Key Monitoring Strategies
Monitoring involves collecting and analyzing metrics about your application's performance and health. This typically includes:
Application Performance Monitoring (APM)
APM tools provide deep insights into application performance, tracing requests across different services, measuring response times, and identifying slow transactions.
Infrastructure Monitoring
This focuses on the underlying hardware and software components. Key metrics include CPU usage, memory consumption, disk I/O, network traffic, and container health.
Synthetics Monitoring
Simulate user interactions with your application from various geographic locations to test availability and performance from an end-user perspective.
Real User Monitoring (RUM)
Collect performance data directly from your users' browsers, providing insights into their actual experience.
Effective Logging Practices
Logging is the process of recording events that occur within your application. Well-structured logs are invaluable for debugging and auditing.
Structured Logging
Instead of plain text, use structured formats like JSON. This makes logs machine-readable and easier to query and analyze.
Log Levels
Use standard log levels (e.g., DEBUG, INFO, WARN, ERROR, FATAL) to categorize the severity of events.

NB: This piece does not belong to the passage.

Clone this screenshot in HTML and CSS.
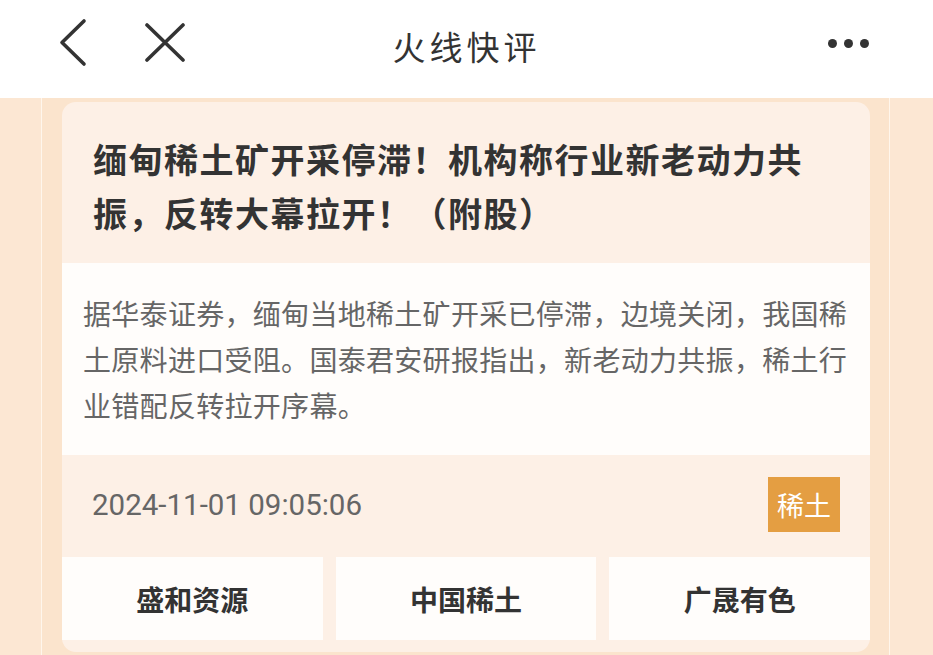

This allows you to filter logs effectively.
Contextual Information
Include relevant details in your logs, such as request IDs, user IDs, session information, and stack traces for errors. This context is crucial for debugging.
Centralized Logging
Aggregate logs from all your services and servers into a central location. Tools like Elasticsearch, Logstash, and Kibana (ELK stack) or Grafana Loki are popular choices.
Choosing the Right Tools
The landscape of monitoring and logging tools is vast. Some popular options include:
- Monitoring: Prometheus, Datadog, New Relic, Grafana
- Logging: ELK Stack (Elasticsearch, Logstash, Kibana), Splunk, Grafana Loki, Fluentd
- APM: Dynatrace, AppDynamics, Jaeger, Zipkin
Your choice will depend on your application's architecture, team expertise, budget, and specific requirements.
"The goal of a good logging strategy is to make the invisible visible, and the complex understandable."
Implementing a Comprehensive Strategy
A holistic approach combines both monitoring and logging:
- Define your key metrics: What aspects of your application are most critical to track?
- Instrument your code: Add logging statements and metrics collection points.
- Set up alerts: Configure notifications for critical thresholds and error rates.
- Establish dashboards: Visualize your metrics and logs for at-a-glance insights.
- Regularly review logs: Don't just collect logs; analyze them for trends and anomalies.
- Automate where possible: Leverage tools for log aggregation, analysis, and alert management.
By investing in thoughtful monitoring and logging strategies, you build more resilient, performant, and trustworthy applications. This proactive approach is essential for navigating the complexities of modern software systems and ensuring a smooth experience for your users.